There's been quite a lot of discussion online (and a little offline) about a recent blog article called:
How I Sped Up My Site 68.35% With One Line of Code
I think the biggest buzz about this article has been in the SEO community, who suddenly got all excited about a magical way to speed up web pages. Mentioned by Moz (the organic optimisation industry's catnip) you could be fooled into thinking that one person had suddenly found a way to massively boost a site to the top of the results pages.
Note: For those who don't know, the speed a page downloads is cited as one of the numerous factors taken into consideration when search engines such as Google rank (judge) your site... having a much faster page load speed with just one little line of code would be fabulous.
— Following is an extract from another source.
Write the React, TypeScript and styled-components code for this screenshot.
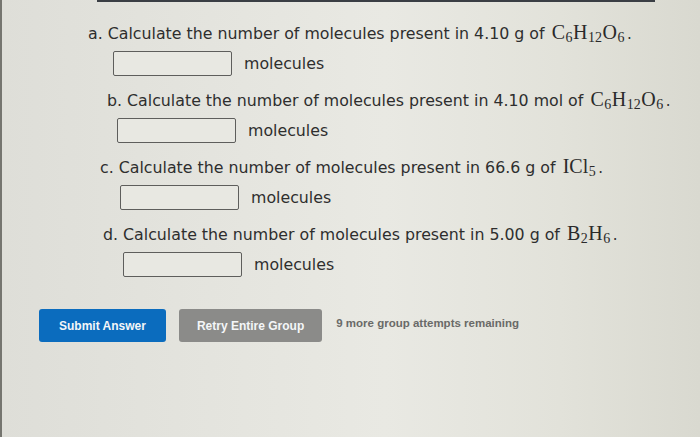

But alas, that's not the case.
You see, I think this article is misleading as it explains how to use an HTML tag called "rel-prerender".
For those who don't know, the rel-prerender tag is used on a website to place into computer memory the next page the site developer expects the users to click on. For example, Google sometimes use it in their search engine results pages (SERPs) to make the experience of clicking on the first result much quicker.
To explain how this works on your own website, let's imagine you are on page 1 and want to automatically call-up page 2 behind the scenes (so that it appears very quickly). You therefore insert the "rel-prerender" tag in page 1 to call up page 2 before it is clicked on.
Where might you use this?
Well you might us it on a login-page (page 1) where the logged-in page (page 2) is usually the next step. You can even use it in an eCommerce site to pre-render the shopping cart I guess.... BTW: DO NOT DO THIS!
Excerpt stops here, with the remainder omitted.